Dataset extract:
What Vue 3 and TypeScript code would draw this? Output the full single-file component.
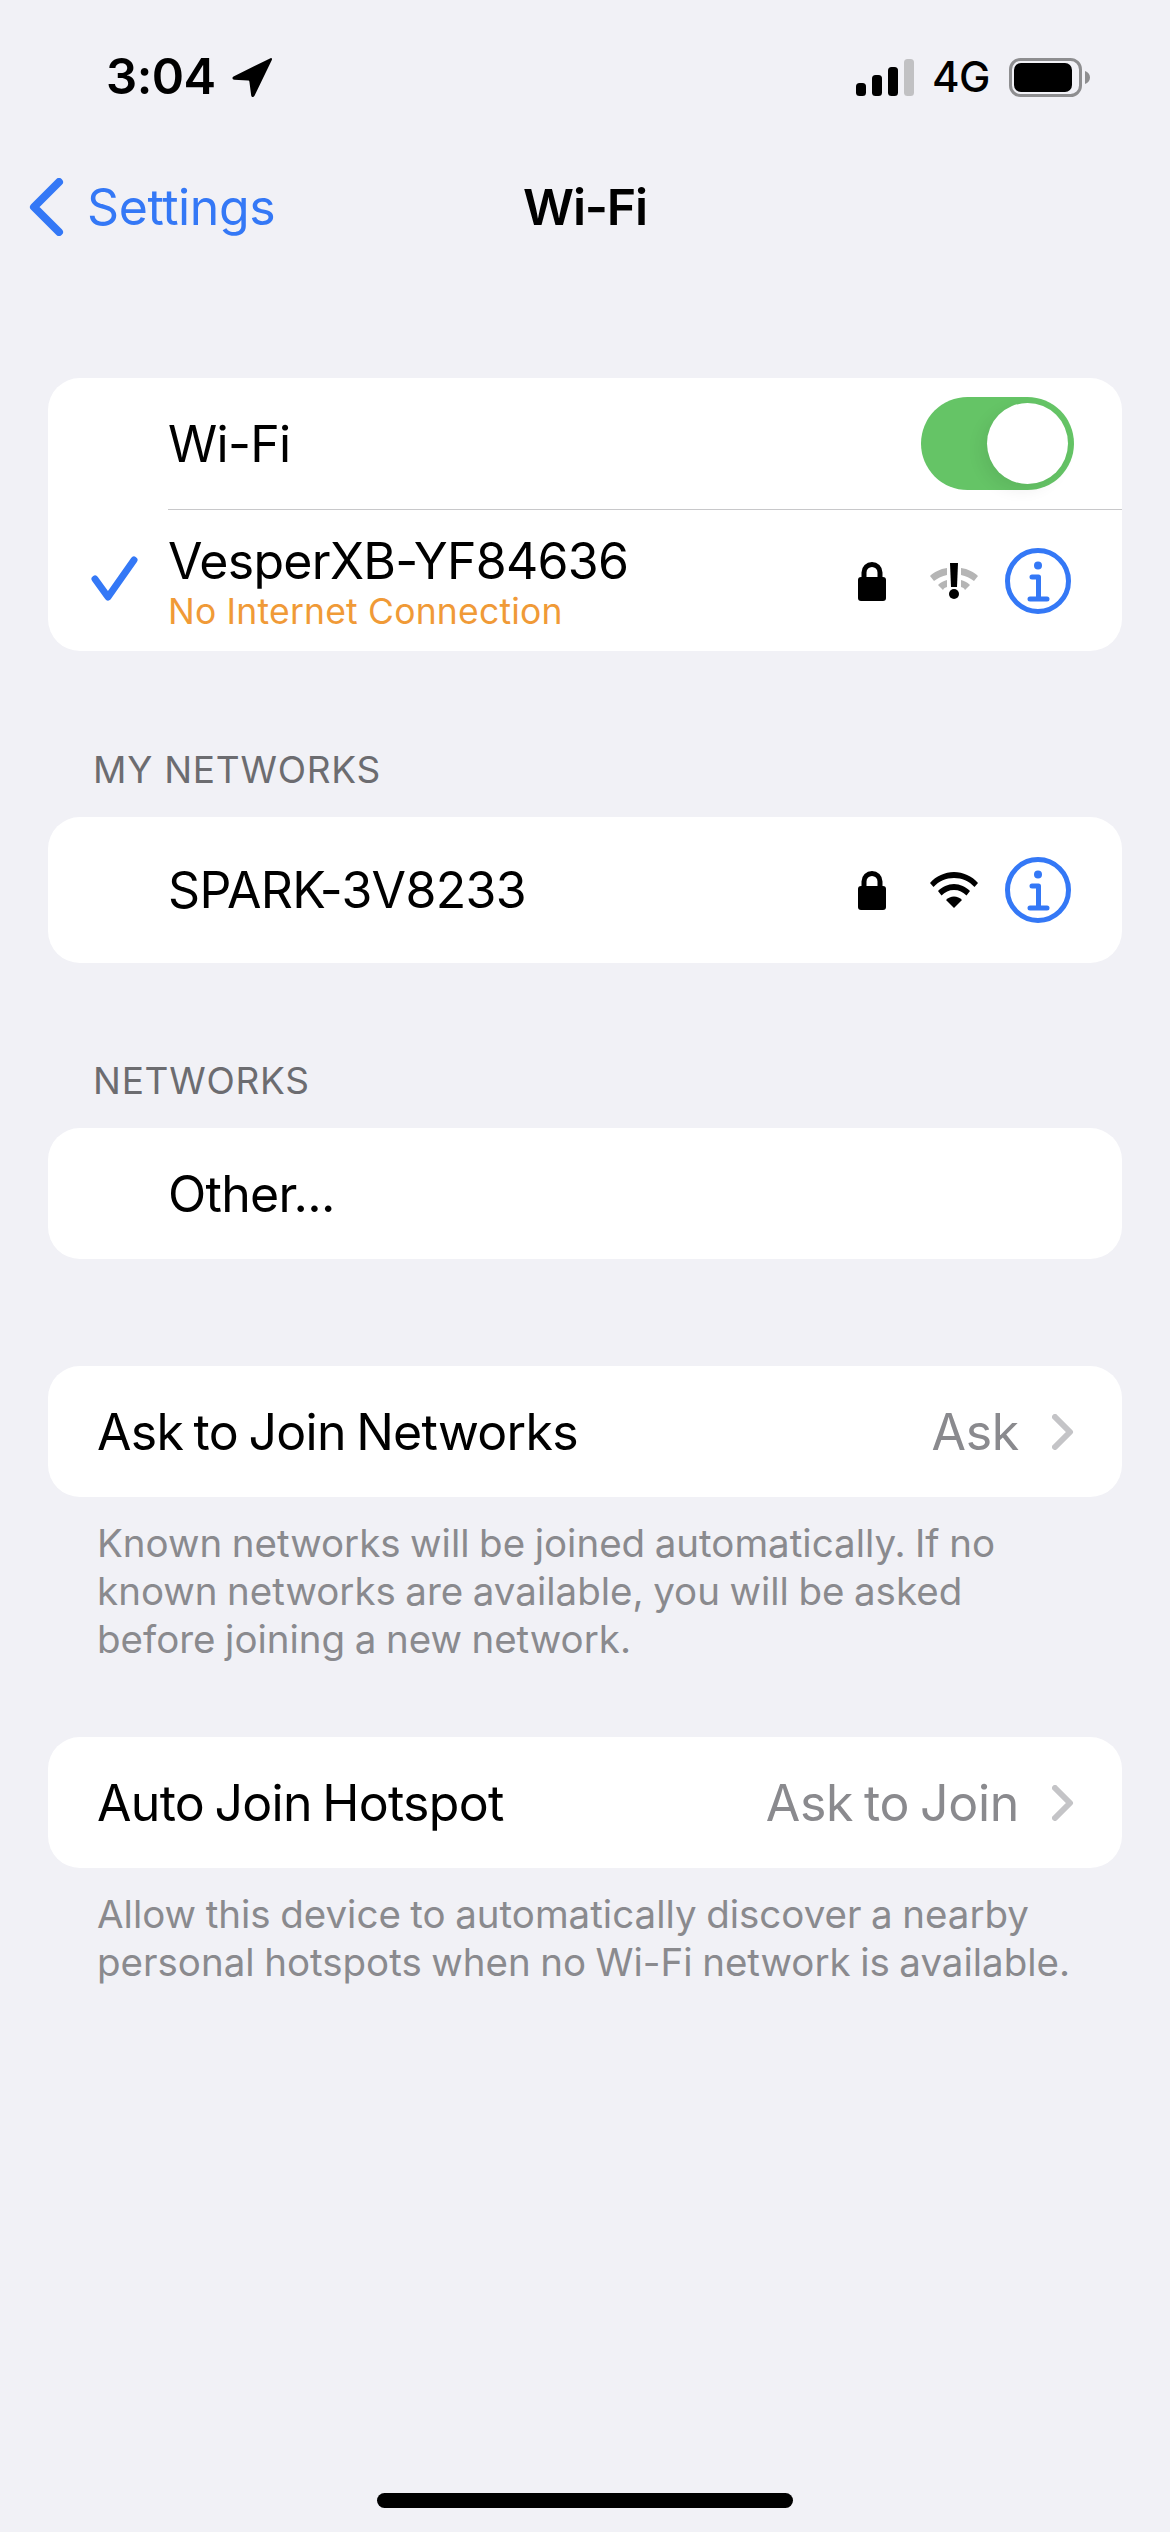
<script setup lang="ts">
interface Row { label: string; value: string; note: string[] }
const joinRows: Row[] = [
  { label: 'Ask to Join Networks', value: 'Ask', note: ['Known networks will be joined automatically. If no', 'known networks are available, you will be asked', 'before joining a new network.'] },
  { label: 'Auto Join Hotspot', value: 'Ask to Join', note: ['Allow this device to automatically discover a nearby', 'personal hotspots when no Wi-Fi network is available.'] },
]
</script>

<template>
  <div class="page">
    <header class="status">
      <div class="status-left">
        <span class="time">3:04</span>
        <svg class="arrow" viewBox="0 0 40 40"><path d="M38.5 1.2 1.5 19.5c-1.800 1-1.200 3.200.8 3.300l13.600.6c.9 0 1.400.5 1.500 1.400l1.800 13.600c.3 2 2.500 2.200 3.300.4L39.800 3c.6-1.400-.2-2.400-1.300-1.800Z" /></svg>
      </div>
      <div class="status-right">
        <svg class="signal" viewBox="0 0 58 37">
          <rect x="0" y="24" width="10" height="13" rx="3.500" fill="#000" />
          <rect x="16" y="16" width="10" height="21" rx="3.500" fill="#000" />
          <rect x="32" y="8" width="10" height="29" rx="3.500" fill="#000" />
          <rect x="48" y="0" width="10" height="37" rx="3.500" fill="#c1c1c3" />
        </svg>
        <span class="net">4G</span>
        <svg class="battery" viewBox="0 0 81 39">
          <rect x="1.500" y="1.500" width="70" height="36" rx="10" fill="none" stroke="#8e8e90" stroke-width="3" />
          <rect x="5" y="5" width="58" height="29" rx="7" fill="#000" />
          <path d="M76 13c3 1 5 3.500 5 6.500S79 25 76 26Z" fill="#8e8e90" />
        </svg>
      </div>
    </header>

    <nav class="nav">
      <div class="back">
        <svg class="chev" viewBox="0 0 36 58"><path d="M31 4 6 29l25 25" /></svg>
        <span>Settings</span>
      </div>
      <div class="title">Wi-Fi</div>
    </nav>

    <section class="card first">
      <div class="row toggle-row">
        <span class="indented label">Wi-Fi</span>
        <div class="switch"><div class="knob"></div></div>
      </div>
      <div class="sep"></div>
      <div class="row current">
        <svg class="check" viewBox="0 0 48 46"><path d="M4 23 17 41 43 4" /></svg>
        <div class="stack">
          <span class="label">VesperXB-YF84636</span>
          <span class="warn">No Internet Connection</span>
        </div>
        <div class="icons">
          <svg class="lock" viewBox="0 0 28 40"><path class="solid" d="M3 16h22a3 3 0 0 1 3 3v18a3 3 0 0 1-3 3H3a3 3 0 0 1-3-3V19a3 3 0 0 1 3-3Z" /><path class="shackle" d="M6 18v-6.500a8 8 0 0 1 16 0V18" /></svg>
          <svg class="wifi" viewBox="0 0 48 36">
            <g fill="#b5b5b5">
              <path d="M0 13C4 9 10 6 17 5v7C12 13 8 15 4 18Z" />
              <path d="M48 13C44 9 38 6 31 5v7c5 1 9 3 13 6Z" />
              <path d="M8 22c3-3 6-4 9-5v7c-2 .5-3 1-4 3Z" />
              <path d="M40 22c-3-3-6-4-9-5v7c2 .5 3 1 4 3Z" />
            </g>
            <path d="M20 0h8l-1 24h-6Z" fill="#000" /><circle cx="24" cy="31" r="5" fill="#000" />
          </svg>
          <svg class="info" viewBox="0 0 66 66"><circle cx="33" cy="33" r="30.500" /><circle class="dot" cx="33" cy="17.500" r="4" /><path d="M27 29h6.500v21M25 51h17" /></svg>
        </div>
      </div>
    </section>

    <div class="heading my">MY NETWORKS</div>
    <section class="card network">
      <div class="row net-row">
        <span class="indented label">SPARK-3V8233</span>
        <div class="icons">
          <svg class="lock" viewBox="0 0 28 40"><path class="solid" d="M3 16h22a3 3 0 0 1 3 3v18a3 3 0 0 1-3 3H3a3 3 0 0 1-3-3V19a3 3 0 0 1 3-3Z" /><path class="shackle" d="M6 18v-6.500a8 8 0 0 1 16 0V18" /></svg>
          <svg class="wifi" viewBox="0 0 48 36">
            <path d="M0 11C6 4 15 0 24 0s18 4 24 11l-3.500 4C39 9 32 6 24 6S9 9 3.500 15Z" />
            <path d="M8 19c4-4 10-7 16-7s12 3 16 7l-3.500 4.500C33 20 29 18 24 18s-9 2-12.500 5.500Z" />
            <path d="M16 28c2-2 5-3.500 8-3.500s6 1.500 8 3.500l-8 8Z" />
          </svg>
          <svg class="info" viewBox="0 0 66 66"><circle cx="33" cy="33" r="30.500" /><circle class="dot" cx="33" cy="17.500" r="4" /><path d="M27 29h6.500v21M25 51h17" /></svg>
        </div>
      </div>
    </section>

    <div class="heading others">NETWORKS</div>
    <section class="card other">
      <div class="row plain"><span class="indented label">Other...</span></div>
    </section>

    <template v-for="(r, i) in joinRows" :key="r.label">
      <section class="card join" :class="i === 0 ? 'join-first' : 'join-second'">
        <div class="row plain">
          <span class="label flush">{{ r.label }}</span>
          <span class="value">{{ r.value }}</span>
          <svg class="disclosure" viewBox="0 0 22 36"><path d="M3 3l15 15L3 33" /></svg>
        </div>
      </section>
      <div class="note">
        <div v-for="line in r.note" :key="line">{{ line }}</div>
      </div>
    </template>

    <div class="spacer"></div>
    <div class="home"></div>
  </div>
</template>

<style>
html, body { margin: 0; background: #f1f1f6; }
</style>

<style scoped>
.page { width: 1170px; height: 2532px; background: #f1f1f6; font-family: Inter, "Liberation Sans", sans-serif; color: #000; display: flex; flex-direction: column; overflow: hidden; }
svg { display: block; flex: none; }

.status { height: 98px; padding-top: 56px; box-sizing: border-box; display: flex; justify-content: space-between; align-items: center; padding-left: 106px; padding-right: 80px; flex: none; }
.status-left { display: flex; align-items: center; gap: 16px; }
.time { font-size: 49px; font-weight: 600; line-height: 46px; letter-spacing: -0.5px; }
.arrow { width: 40px; height: 40px; fill: #000; }
.status-right { display: flex; align-items: center; }
.signal { width: 58px; height: 37px; }
.net { font-size: 42px; font-weight: 500; line-height: 40px; margin-left: 18px; margin-right: 19px; letter-spacing: -0.5px; }
.battery { width: 81px; height: 39px; }

.nav { flex: none; height: 110px; margin-top: 54px; display: flex; align-items: center; position: relative; }
.back { display: flex; align-items: center; color: #3478f6; font-size: 50px; padding-left: 28px; gap: 23px; letter-spacing: -0.4px; }
.chev { width: 36px; height: 58px; fill: none; stroke: #3478f6; stroke-width: 8; stroke-linecap: round; stroke-linejoin: round; }
.title { position: absolute; left: 0; right: 0; text-align: center; font-size: 50px; font-weight: 600; letter-spacing: -1.2px; }

.card { margin: 0 48px; background: #fff; border-radius: 32px; flex: none; }
.first { margin-top: 116px; height: 273px; display: flex; flex-direction: column; }
.row { display: flex; align-items: center; box-sizing: border-box; }
.label { font-size: 50px; line-height: 60px; letter-spacing: -0.7px; word-spacing: -3px; }
.indented { margin-left: 120px; }
.flush { margin-left: 49px; flex: 1; }
.toggle-row { height: 131px; justify-content: space-between; padding-right: 48px; }
.switch { width: 153px; height: 93px; border-radius: 47px; background: #65c466; display: flex; align-items: center; justify-content: flex-end; padding-right: 6px; box-sizing: border-box; }
.knob { width: 81px; height: 81px; border-radius: 50%; background: #fff; box-shadow: -6px 6px 16px rgba(0, 0, 0, 0.07); }
.sep { height: 1px; margin-left: 120px; background: #c8c8ca; flex: none; }
.current { flex: 1; position: relative; padding-left: 120px; padding-right: 51px; }
.check { position: absolute; left: 43px; top: 46px; width: 48px; height: 46px; fill: none; stroke: #3478f6; stroke-width: 7; stroke-linecap: round; stroke-linejoin: round; }
.stack { display: flex; flex-direction: column; flex: 1; margin-top: 3px; }
.warn { font-size: 35.500px; line-height: 42px; color: #f09a37; margin-top: 0; letter-spacing: 0.2px; }
.icons { display: flex; align-items: center; margin-left: auto; }
.lock { width: 28px; height: 40px; }
.lock .solid { fill: #000; }
.lock .shackle { fill: none; stroke: #000; stroke-width: 5; }
.wifi { width: 48px; height: 36px; margin-left: 44px; fill: #000; }
.info { width: 66px; height: 66px; margin-left: 27px; fill: none; stroke: #3478f6; stroke-width: 5; stroke-linecap: round; stroke-linejoin: round; }
.info .dot { fill: #3478f6; stroke: none; }

.heading { flex: none; font-size: 37px; line-height: 44px; color: #6c6c70; margin-left: 93px; letter-spacing: 0.75px; }
.my { margin-top: 97px; }
.others { margin-top: 96px; }
.network { margin-top: 25px; height: 146px; }
.net-row { height: 146px; padding-right: 51px; }
.other { margin-top: 25px; height: 131px; }
.plain { height: 131px; padding-right: 48px; }
.join-first { margin-top: 107px; }
.join-second { margin-top: 74px; }
.value { font-size: 50px; color: #8a8a8e; letter-spacing: -0.3px; word-spacing: -3px; }
.disclosure { width: 22px; height: 36px; margin-left: 33px; fill: none; stroke: #c4c4c7; stroke-width: 6; stroke-linecap: round; stroke-linejoin: round; }
.note { flex: none; margin: 22px 48px 0; padding-left: 49px; font-size: 38.500px; line-height: 48px; color: #8a8a8e; word-spacing: -1.300px; }
.spacer { flex: 1; }
.home { flex: none; width: 416px; height: 15px; border-radius: 8px; background: #000; margin: 0 auto 24px; }
</style>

What you should do: Identify the lines that contain the string "this", and copy every one of them.

Written response:
What Vue 3 and TypeScript code would draw this? Output the full single-file component.
  { label: 'Auto Join Hotspot', value: 'Ask to Join', note: ['Allow this device to automatically discover a nearby', 'personal hotspots when no Wi-Fi network is available.'] },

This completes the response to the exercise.